Drei von vier Bürger: Bestehendes System in Ordnung

Fast drei von vier Bürgern sind laut ARD-"Deutschlandtrend" der Ansicht, das bestehende System sei im Prinzip in Ordnung und müsste nur hier und da ein bisschen verändert werden. 27 Prozent sind der Meinung, dass generell ein neues System gebraucht werde. Der Sozialverband Deutschland und die Volkssolidarität forderten, Arbeitgeber und Arbeitnehmer müssten wieder gleich viel bezahlen.

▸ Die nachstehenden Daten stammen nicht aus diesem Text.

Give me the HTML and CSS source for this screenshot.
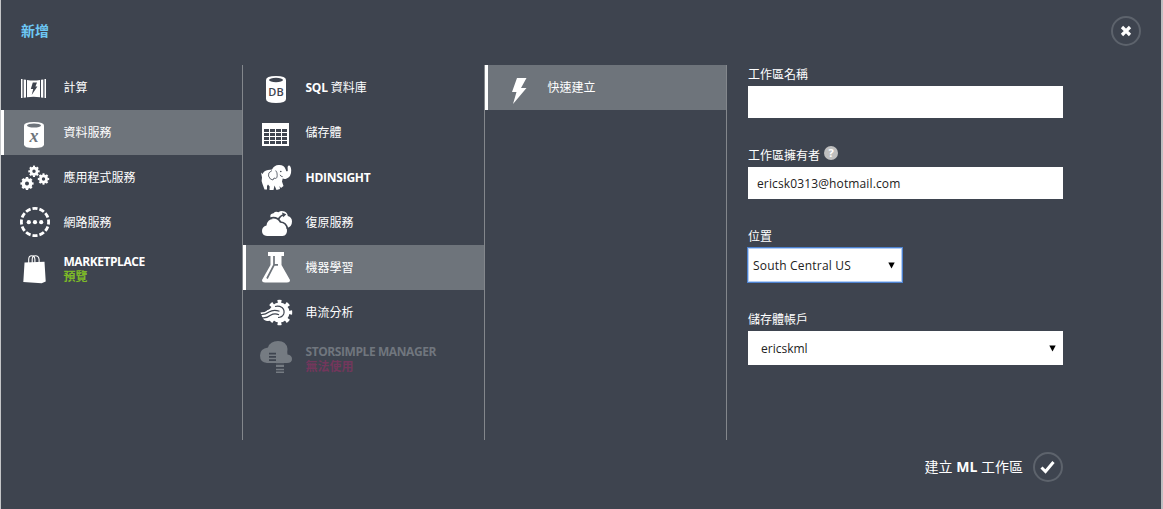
FILE: index.html
```html
<!DOCTYPE html>
<html lang="zh-Hant">
<head>
<meta charset="utf-8">
<title>新增</title>
<link rel="stylesheet" href="styles.css">
</head>
<body>
<div class="drawer">
  <header class="head">
    <h1 class="title">新增</h1>
    <button class="round" aria-label="關閉"><svg width="30" height="30" viewBox="0 0 30 30"><circle class="ring" cx="15" cy="15" r="14"/><path class="cross" d="M11 11l8 8M19 11l-8 8"/></svg></button>
  </header>
  <main class="body">
    <nav class="col">
      <div class="item">
        <svg class="icon" viewBox="0 0 36 45"><path d="M4 14h1.500v19H4zM6.700 14.500l2.300.3v17.600l-2.300.3zM27.500 14H29v19h-1.500zM24 14.800l2.300-.3v18.200l-2.300-.3zM10 15q6.500 1 13 0v17.300q-6.500-1-13 0z"/><path class="cut" d="M15.800 17.500h4.200l-1.600 4h2l-5.700 8.500 1.500-6h-2.400z"/></svg>
        <span class="label">計算</span>
      </div>
      <div class="item on">
        <svg class="icon" viewBox="0 0 36 45"><path d="M7 15.500q0-3.500 10-3.500t10 3.500v19q0 3.500-10 3.500t-10-3.500z"/><ellipse class="cut" cx="17" cy="15.500" rx="7" ry="2"/><text class="script" x="17" y="32">x</text></svg>
        <span class="label">資料服務</span>
      </div>
      <div class="item">
        <svg class="icon" viewBox="0 0 36 45"><g class="gear"><circle cx="17" cy="16.300" r="3.100"/><circle class="teeth" cx="17" cy="16.300" r="4.800" pathLength="16"/><circle cx="26.500" cy="24" r="3.100"/><circle class="teeth" cx="26.500" cy="24" r="4.800" pathLength="16"/><circle class="big" cx="10" cy="28.500" r="3.700"/><circle class="teeth" cx="10" cy="28.500" r="5.700" pathLength="16"/></g></svg>
        <span class="label">應用程式服務</span>
      </div>
      <div class="item">
        <svg class="icon" viewBox="0 0 36 45"><circle class="dashes" cx="18" cy="22" r="13.600" pathLength="96"/><circle cx="11.800" cy="22.200" r="2.100"/><circle cx="18" cy="22.200" r="2.100"/><circle cx="24.200" cy="22.200" r="2.100"/></svg>
        <span class="label">網路服務</span>
      </div>
      <div class="item">
        <svg class="icon" viewBox="0 0 36 45"><path d="M7.500 17.500l20-.8 1.200 19.700-4 1.900L6.300 37z"/><path class="line" d="M11.700 18v-3.500q0-3.700 3-3.700t3.200 3.700V18M15.200 18v-3.500q0-3.700 3.200-3.700t3.700 3.700V18"/></svg>
        <span class="label two"><b class="market">MARKETPLACE</b><small class="sub preview">預覽</small></span>
      </div>
    </nav>
    <nav class="col">
      <div class="item">
        <svg class="icon" viewBox="0 0 36 45"><path d="M7 15q0-4 10-4t10 4v19q0 4-10 4t-10-4z"/><ellipse class="cut" cx="17" cy="15" rx="7" ry="2.200"/><text class="db" x="17" y="31">DB</text></svg>
        <span class="label"><b>SQL</b> 資料庫</span>
      </div>
      <div class="item">
        <svg class="icon" viewBox="0 0 36 45"><path fill-rule="evenodd" d="M3 13h27v23H3zM5 19h5v3H5zm6 0h5v3h-5zm6 0h5v3h-5zm6 0h5v3h-5zM5 23h5v3H5zm6 0h5v3h-5zm6 0h5v3h-5zm6 0h5v3h-5zM5 27h5v3H5zm6 0h5v3h-5zm6 0h5v3h-5zm6 0h5v3h-5zM5 31h5v3H5zm6 0h5v3h-5zm6 0h5v3h-5zm6 0h5v3h-5z"/></svg>
        <span class="label">儲存體</span>
      </div>
      <div class="item">
        <svg class="icon" viewBox="0 0 36 45"><path d="M2 17.500l1.500 1.500Q5 15.500 9 15l4-.5Q15.500 9.500 20.500 10q4.500.2 6 4 .8 2.500 1.500 2.500 1.200-.3.700-2.500-.5-3.500 1.300-3.500t2.200 4.500q.3 7-5 8.700-2 .5-3.500-.2l-.7 3 1.500 4.500-2.500 2-1.500-2 .5 3-3.500 1-2-4.500-1 4.500h-4l.2-3.500-1.700-2-1 1.500v3.500H5.500l-2-5.500q-1.500-3-.5-6.500z"/><path class="cutline thin" d="M13 15.500q-4.500 2-3.500 5.500 1.500 4 4.500 4l1-2q3 1.500 3.200-2.300.3-3.200-1.500-5.200M23.700 21.700q-2.200-.2-2.700-1.900"/><circle class="cut" cx="21.800" cy="16.500" r=".8"/></svg>
        <span class="label"><b>HDINSIGHT</b></span>
      </div>
      <div class="item">
        <svg class="icon" viewBox="0 0 36 45"><path d="M11.500 17.500q-1-3.800 3-4.200 2-2.300 5-1 2.500-2.300 6-.8 3 1 3.300 4.500 4.200 1 4.200 5.500 0 5.500-5.500 6.500z"/><path d="M8 36q-5-.5-5-5t4.500-5.500q1-6.500 6.500-6.500t6.500 4q6.500-.5 7.500 6 .5 6.500-4.500 7z"/><path class="cutline thick" d="M11.500 18q7-1.500 10 4 6 .5 7 7M19.500 19q2-3.500 5-4"/><path class="cut" d="M23 12.500l4.300 1.800-3 3z"/></svg>
        <span class="label">復原服務</span>
      </div>
      <div class="item on">
        <svg class="icon" viewBox="0 0 36 45"><path d="M9 7h16v4h-2.500v9L31 35q0 2.500-3 2.500H6Q3 37.500 3 35l8.500-15v-9H9z"/><path class="cutline thick" d="M15 11v9L8 33.500M15 19.800h4"/></svg>
        <span class="label">機器學習</span>
      </div>
      <div class="item">
        <svg class="icon" viewBox="0 0 36 45"><circle cx="20.500" cy="22.500" r="10"/><circle class="bigteeth" cx="20.500" cy="22.500" r="11" pathLength="16"/><path class="cut" d="M0 9h8.500l2.500 9-5 4H0zM0 30h9l5 6H0z"/><path d="M1.500 22.500q4.500 0 7.500-2.500t7-2.500l5 1.500v8l-5 1.200q-4 3.500-8 2.800-3.500-.5-5-4.500z"/><path class="cutline" d="M1.500 24.500q5 .3 8.500-2.500 4.500-3 10.500-.7M3 27.800q5 .5 8.500-2.500 4-2.500 8.500-.5M16 16.500q4-1 7 1 3 2.700 1.700 6.500-1.700 3.500-5.700 3.500"/></svg>
        <span class="label">串流分析</span>
      </div>
      <div class="item off">
        <svg class="icon" viewBox="0 0 36 45"><path d="M8 28q-7-.5-7-7.500t8-8Q11 6 19 6q8.500 0 9.500 8-.5 3.500 0 5.500 4.500.5 4.500 4.500t-5 4h-3v10h-8V28z"/><path class="cut" d="M10 17.700h7v1.800h-7zM10 21h7v1.800h-7zM10 24.300h7V26h-7zM16 28.300h9v1.500h-9zM16 32h9v1.800h-9zM16 35.200h9v1.300h-9z"/></svg>
        <span class="label two"><b class="store">STORSIMPLE MANAGER</b><small class="sub unavailable">無法使用</small></span>
      </div>
    </nav>
    <nav class="col">
      <div class="item on">
        <svg class="icon" viewBox="0 0 36 45"><path d="M16 13h9.500L20 23h5.500L12 39l3.500-12h-4.500z"/></svg>
        <span class="label">快速建立</span>
      </div>
    </nav>
    <form class="form">
      <div class="field"><label class="caption">工作區名稱</label><div class="box"></div></div>
      <div class="field"><label class="caption">工作區擁有者<svg class="help" width="14" height="14" viewBox="0 0 14 14"><circle cx="7" cy="7" r="7"/><text x="7" y="11.200">?</text></svg></label><div class="box"><span class="mail">ericsk0313@hotmail.com</span></div></div>
      <div class="field"><label class="caption">位置</label><div class="box select focus"><span class="place">South Central US</span><svg width="7" height="7" viewBox="0 0 7 7"><path d="M.3 .5h6.400l-3.200 6z"/></svg></div></div>
      <div class="field"><label class="caption">儲存體帳戶</label><div class="box select wide"><span class="account">ericskml</span><svg width="7" height="7" viewBox="0 0 7 7"><path d="M.3 .5h6.400l-3.200 6z"/></svg></div></div>
    </form>
  </main>
  <footer class="foot">
    <span class="create">建立 <b>ML</b> 工作區</span>
    <button class="round" aria-label="建立"><svg width="30" height="30" viewBox="0 0 30 30"><circle class="ring" cx="15" cy="15" r="14"/><path class="check" d="M8.500 15.500l4 4L20.500 10"/></svg></button>
  </footer>
</div>
</body>
</html>
```
FILE: styles.css
```css
* { box-sizing: border-box; }
body {
  margin: 0;
  background: #3e444f;
  color: #fff;
  font: 12px/15px "Open Sans", "Noto Sans CJK TC", sans-serif;
}
.drawer {
  height: 509px;
  border-left: 1px solid #c4c6c8;
  border-right: 2px solid #bfc0c2;
  overflow: hidden;
}
.head {
  display: flex;
  justify-content: space-between;
  height: 65px;
  padding: 16px 20px 0;
}
.title {
  margin: 5px 0 0;
  color: #6dc8f5;
  font-size: 14px;
  line-height: 20px;
  font-weight: 700;
}
.round {
  width: 30px;
  height: 30px;
  padding: 0;
  border: 0;
  background: none;
}
.round svg { display: block; }
.ring { fill: none; stroke: #5d636c; stroke-width: 2; }
.cross { fill: none; stroke: #fff; stroke-width: 3.2; }
.check { fill: none; stroke: #fff; stroke-width: 3; }

.body { display: flex; height: 375px; }
.col {
  --bg: #3e444f;
  width: 242px;
  border-right: 1px solid #83878c;
}
.item {
  display: flex;
  align-items: center;
  height: 45px;
  padding-left: 16px;
}
.item.on {
  --bg: #6e747b;
  background: #6e747b;
  border-left: 3px solid #fff;
  padding-left: 13px;
}
.icon { flex: none; width: 36px; height: 45px; fill: #fff; }
.label {
  padding-left: 10.5px;
  white-space: nowrap;
}
.label b { letter-spacing: -.25px; }
.label .market { letter-spacing: -.44px; }
.label .store { letter-spacing: -.42px; }
.two { padding-top: 3px; }
.sub { display: block; font-size: 12px; font-weight: 700; }
.preview { color: #7db928; }
.unavailable { color: #72375c; }
.off .label { color: #70767e; }
.off .icon { fill: #757b82; }

.cut { fill: var(--bg); }
.cutline { fill: none; stroke: var(--bg); stroke-width: 1.2; }
.thin { stroke-width: .8; }
.thick { stroke-width: 1.7; }
.line { fill: none; stroke: #fff; stroke-width: 1.1; }
.gear circle { fill: none; stroke: #fff; stroke-width: 2.8; }
.gear .big { stroke-width: 3.4; }
.gear .teeth { stroke-width: 1.8; stroke-dasharray: 1.1 .9; stroke-dashoffset: .55; }
.dashes { fill: none; stroke: #fff; stroke-width: 2.8; stroke-dasharray: 5.8 2.2; stroke-dashoffset: 2.9; }
.bigteeth { fill: none; stroke: #fff; stroke-width: 3.4; stroke-dasharray: .9 1.1; stroke-dashoffset: .45; }
.script { font: italic 700 18px "Liberation Serif", serif; text-anchor: middle; fill: var(--bg); }
.db { font: 600 11px "Open Sans", sans-serif; text-anchor: middle; fill: var(--bg); }

.form { width: 315px; margin-left: 21px; }
.field { height: 81px; }
.field:nth-child(3) { height: 83px; }
.caption {
  display: flex;
  align-items: center;
  height: 21px;
  padding-bottom: 3px;
}
.help { margin: -4px 0 0 4px; fill: #bfbfbf; }
.help text { fill: #fff; font: 700 11px "Open Sans", sans-serif; text-anchor: middle; }
.box {
  display: flex;
  align-items: center;
  height: 32px;
  padding: 0 9px;
  background: #fff;
  color: #222;
}
.mail { letter-spacing: .13px; }
.place { letter-spacing: .2px; }
.select { justify-content: space-between; height: 34px; padding-right: 7px; }
.focus {
  width: 154px;
  padding-left: 5px;
  outline: 1px solid #4d82d0;
  box-shadow: inset 0 0 0 1px #b4cff5;
}
.wide { padding-left: 13px; }
.select svg { fill: #000; }

.foot {
  display: flex;
  align-items: center;
  justify-content: flex-end;
  padding: 12px 98px 0 0;
  font-size: 14px;
  line-height: 20px;
}
.foot .round { margin-left: 10px; }
```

Bei der ersten großen Kasse mit Zusatzbeiträgen, der DAK, sind nach einem Bericht der "Bild"-Zeitung bereits 5.300 Mitglieder ausgetreten. Die Kasse wollte die Zahl nicht bestätigen. "Es gibt keine große Kündigungswelle", sagte DAK-Sprecher Jörg Bodanowitz. Die Daten lägen allerdings noch nicht vor. Doch habe es seit Januar 12.000 Neuaufnahmen gegeben. Derzeit würden die rund 4,9 Millionen Mitglieder über die Erhöhung um acht Euro per Brief informiert.

"Die Wechselwut wird sich deutlich steigern"

Das Blatt berichtete weiter, bei der Deutschen BKK seien rund 1.000 Versicherte ausgetreten. Gesundheitsökonom Jürgen Wasem sagte der Zeitung: "Die Wechselwut wird sich deutlich steigern." Bürokratiechaos drohe, weil alle Kassenwechsler neue Versichertenkarten bräuchten.

In einem der Deutschen Presse-Agentur dpa vorliegenden Brief an die Koalitionsabgeordneten schrieb Rösler: "Ich gehe zudem davon aus, dass in einer schwierigen finanziellen Situation auch Rücklagen eingesetzt werden, um eine steigende Belastung der Versicherten zu vermeiden." Der Präsident des Bundeskartellamts, Andreas Mundt, kritisierte in der "Frankfurter Allgemeinen Zeitung" die gemeinsame Ankündigung mehrerer Kassen von Extra-Beiträgen: "Vorstellbar ist, dass wir ein Verfahren einleiten werden."